- **WHAT IS ASKED**:
Drop the images; return everything else in the listing below exactly.

- **RECORDED DATA**:
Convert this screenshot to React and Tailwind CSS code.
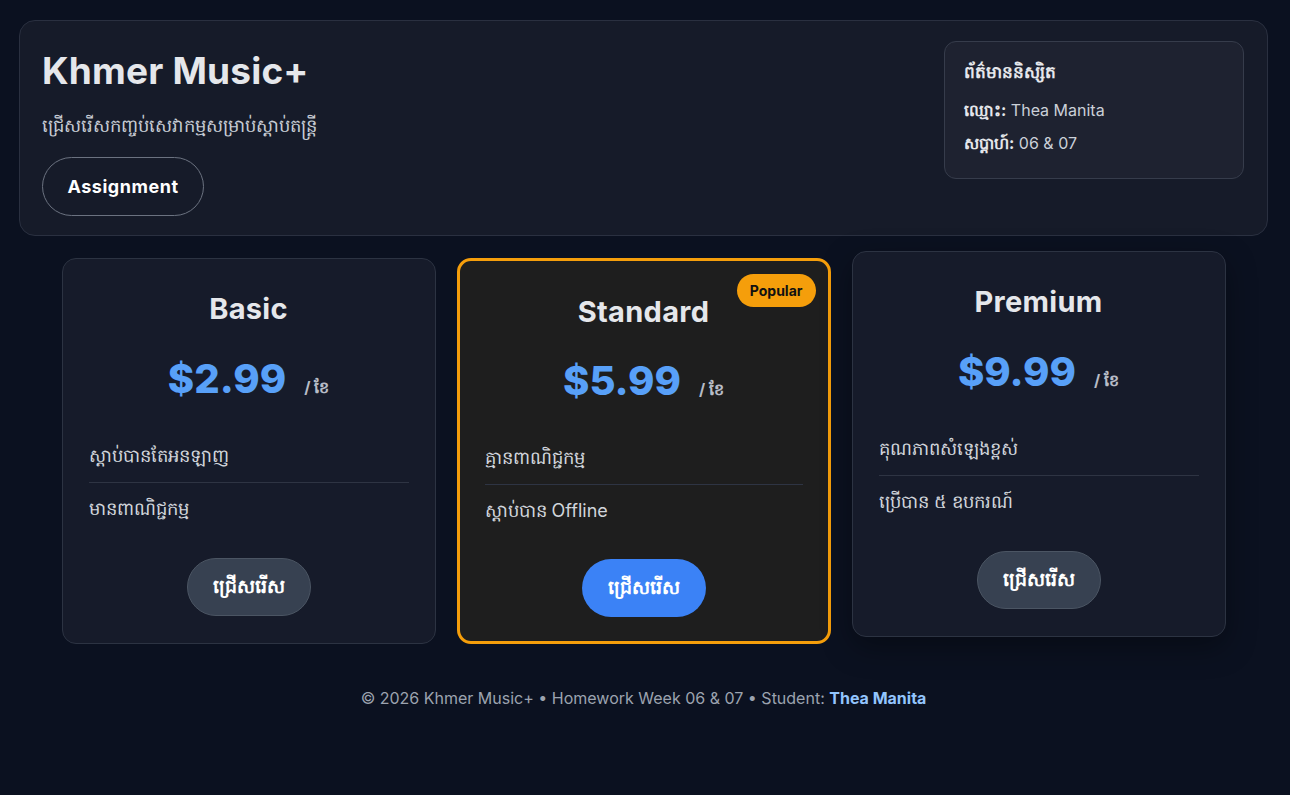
import React from 'react'

const plans = [
  {
    name: 'Basic',
    price: '$2.99',
    features: ['ស្តាប់បានតែអនឡាញ', 'មានពាណិជ្ជកម្ម'],
    popular: false,
    lifted: false,
  },
  {
    name: 'Standard',
    price: '$5.99',
    features: ['គ្មានពាណិជ្ជកម្ម', 'ស្តាប់បាន Offline'],
    popular: true,
    lifted: false,
  },
  {
    name: 'Premium',
    price: '$9.99',
    features: ['គុណភាពសំឡេងខ្ពស់', 'ប្រើបាន ៥ ឧបករណ៍'],
    popular: false,
    lifted: true,
  },
]

function PlanCard({ plan }) {
  const base = plan.popular
    ? 'border-[3px] border-[#f59e0b] bg-[#1e1e1e] px-[25px] pb-[24px]'
    : 'border border-[#2c3342] bg-[#161b2a] px-[26px] pb-[27px]'
  return (
    <div
      className={`relative flex h-[386px] flex-col rounded-[14px] ${base} ${
        plan.lifted ? '-translate-y-[7px] shadow-[0_10px_30px_rgba(0,0,0,0.35)]' : ''
      }`}
    >
      {plan.popular && (
        <span className="absolute right-[12px] top-[13px] rounded-full bg-[#f59e0b] px-[13px] py-[6px] text-[14px] font-bold leading-[21px] text-[#111]">
          Popular
        </span>
      )}
      <h2 className={`text-center text-[29px] font-bold leading-none tracking-[0.01em] text-[#e5e7eb] ${plan.popular ? 'pt-[36px]' : 'pt-[35px]'}`}>
        {plan.name}
      </h2>
      <div className={`flex items-baseline justify-center ${plan.popular ? 'mt-[35px]' : 'mt-[36px]'}`}>
        <span className="text-[40px] font-extrabold leading-none text-[#58a0f8]">{plan.price}</span>
        <span className="ml-[18px] text-[16px] font-bold text-[#b7bcc6]">/ ខែ</span>
      </div>
      <ul className="mt-[43px] text-[18px] text-[#d1d5db]">
        <li className="border-b border-[#2e3443] pb-[12px] leading-[28px]">{plan.features[0]}</li>
        <li className="pt-[12px] leading-[28px]">{plan.features[1]}</li>
      </ul>
      <div className="mt-auto flex justify-center">
        <button
          className={`h-[58px] w-[124px] rounded-full text-[19px] font-bold text-white ${
            plan.popular ? 'bg-[#3b82f6]' : 'border border-[#4b5563] bg-[#374151]'
          }`}
        >
          ជ្រើសរើស
        </button>
      </div>
    </div>
  )
}

export default function App() {
  return (
    <div className="min-h-[795px] bg-[#0b1120] pl-[19px] pr-[22px] pt-[20px] font-['Inter','Noto_Sans','DejaVu_Sans',sans-serif] text-[#e5e7eb]">
      <header className="flex h-[216px] items-start justify-between rounded-[16px] border border-[#2a3040] bg-[#161b29] pl-[22px] pr-[23px] pt-[20px]">
        <div>
          <h1 className="pt-[11px] text-[37px] font-bold leading-none tracking-[0.005em] text-[#e5e7eb]">Khmer Music+</h1>
          <p className="mt-[23px] text-[18px] leading-[28px] text-[#c7ccd4]">ជ្រើសរើសកញ្ចប់សេវាកម្មសម្រាប់ស្តាប់តន្ត្រី</p>
          <button className="mt-[17px] h-[59px] w-[162px] rounded-full border border-[#6b7280] text-[18px] font-bold tracking-[0.03em] text-white">
            Assignment
          </button>
        </div>
        <div className="h-[138px] w-[300px] rounded-[12px] border border-[#363c4b] bg-[#1e2230] px-[19px] pt-[17px]">
          <h3 className="text-[17px] font-bold leading-[26px] text-[#e5e7eb]">ព័ត៌មាននិស្សិត</h3>
          <p className="mt-[12px] text-[16px] leading-[26px] text-[#cbd0d8]">
            <span className="font-bold text-[#e5e7eb]">ឈ្មោះ:</span> Thea Manita
          </p>
          <p className="mt-[7px] text-[16px] leading-[26px] text-[#cbd0d8]">
            <span className="font-bold text-[#e5e7eb]">សប្តាហ៍:</span> 06 &amp; 07
          </p>
        </div>
      </header>

      <main className="mx-auto mt-[22px] grid w-[1164px] grid-cols-3 gap-[21px]">
        {plans.map((p) => (
          <PlanCard key={p.name} plan={p} />
        ))}
      </main>

      <footer className="mt-[42px] text-center text-[16px] text-[#9ca3af]">
        © 2026 Khmer Music+ • Homework Week 06 &amp; 07 • Student:{' '}
        <span className="font-bold text-[#93c5fd]">Thea Manita</span>
      </footer>
    </div>
  )
}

- **ANSWER TO THE TASK**:
Convert this screenshot to React and Tailwind CSS code.
import React from 'react'

const plans = [
  {
    name: 'Basic',
    price: '$2.99',
    features: ['ស្តាប់បានតែអនឡាញ', 'មានពាណិជ្ជកម្ម'],
    popular: false,
    lifted: false,
  },
  {
    name: 'Standard',
    price: '$5.99',
    features: ['គ្មានពាណិជ្ជកម្ម', 'ស្តាប់បាន Offline'],
    popular: true,
    lifted: false,
  },
  {
    name: 'Premium',
    price: '$9.99',
    features: ['គុណភាពសំឡេងខ្ពស់', 'ប្រើបាន ៥ ឧបករណ៍'],
    popular: false,
    lifted: true,
  },
]

function PlanCard({ plan }) {
  const base = plan.popular
    ? 'border-[3px] border-[#f59e0b] bg-[#1e1e1e] px-[25px] pb-[24px]'
    : 'border border-[#2c3342] bg-[#161b2a] px-[26px] pb-[27px]'
  return (
    <div
      className={`relative flex h-[386px] flex-col rounded-[14px] ${base} ${
        plan.lifted ? '-translate-y-[7px] shadow-[0_10px_30px_rgba(0,0,0,0.35)]' : ''
      }`}
    >
      {plan.popular && (
        <span className="absolute right-[12px] top-[13px] rounded-full bg-[#f59e0b] px-[13px] py-[6px] text-[14px] font-bold leading-[21px] text-[#111]">
          Popular
        </span>
      )}
      <h2 className={`text-center text-[29px] font-bold leading-none tracking-[0.01em] text-[#e5e7eb] ${plan.popular ? 'pt-[36px]' : 'pt-[35px]'}`}>
        {plan.name}
      </h2>
      <div className={`flex items-baseline justify-center ${plan.popular ? 'mt-[35px]' : 'mt-[36px]'}`}>
        <span className="text-[40px] font-extrabold leading-none text-[#58a0f8]">{plan.price}</span>
        <span className="ml-[18px] text-[16px] font-bold text-[#b7bcc6]">/ ខែ</span>
      </div>
      <ul className="mt-[43px] text-[18px] text-[#d1d5db]">
        <li className="border-b border-[#2e3443] pb-[12px] leading-[28px]">{plan.features[0]}</li>
        <li className="pt-[12px] leading-[28px]">{plan.features[1]}</li>
      </ul>
      <div className="mt-auto flex justify-center">
        <button
          className={`h-[58px] w-[124px] rounded-full text-[19px] font-bold text-white ${
            plan.popular ? 'bg-[#3b82f6]' : 'border border-[#4b5563] bg-[#374151]'
          }`}
        >
          ជ្រើសរើស
        </button>
      </div>
    </div>
  )
}

export default function App() {
  return (
    <div className="min-h-[795px] bg-[#0b1120] pl-[19px] pr-[22px] pt-[20px] font-['Inter','Noto_Sans','DejaVu_Sans',sans-serif] text-[#e5e7eb]">
      <header className="flex h-[216px] items-start justify-between rounded-[16px] border border-[#2a3040] bg-[#161b29] pl-[22px] pr-[23px] pt-[20px]">
        <div>
          <h1 className="pt-[11px] text-[37px] font-bold leading-none tracking-[0.005em] text-[#e5e7eb]">Khmer Music+</h1>
          <p className="mt-[23px] text-[18px] leading-[28px] text-[#c7ccd4]">ជ្រើសរើសកញ្ចប់សេវាកម្មសម្រាប់ស្តាប់តន្ត្រី</p>
          <button className="mt-[17px] h-[59px] w-[162px] rounded-full border border-[#6b7280] text-[18px] font-bold tracking-[0.03em] text-white">
            Assignment
          </button>
        </div>
        <div className="h-[138px] w-[300px] rounded-[12px] border border-[#363c4b] bg-[#1e2230] px-[19px] pt-[17px]">
          <h3 className="text-[17px] font-bold leading-[26px] text-[#e5e7eb]">ព័ត៌មាននិស្សិត</h3>
          <p className="mt-[12px] text-[16px] leading-[26px] text-[#cbd0d8]">
            <span className="font-bold text-[#e5e7eb]">ឈ្មោះ:</span> Thea Manita
          </p>
          <p className="mt-[7px] text-[16px] leading-[26px] text-[#cbd0d8]">
            <span className="font-bold text-[#e5e7eb]">សប្តាហ៍:</span> 06 &amp; 07
          </p>
        </div>
      </header>

      <main className="mx-auto mt-[22px] grid w-[1164px] grid-cols-3 gap-[21px]">
        {plans.map((p) => (
          <PlanCard key={p.name} plan={p} />
        ))}
      </main>

      <footer className="mt-[42px] text-center text-[16px] text-[#9ca3af]">
        © 2026 Khmer Music+ • Homework Week 06 &amp; 07 • Student:{' '}
        <span className="font-bold text-[#93c5fd]">Thea Manita</span>
      </footer>
    </div>
  )
}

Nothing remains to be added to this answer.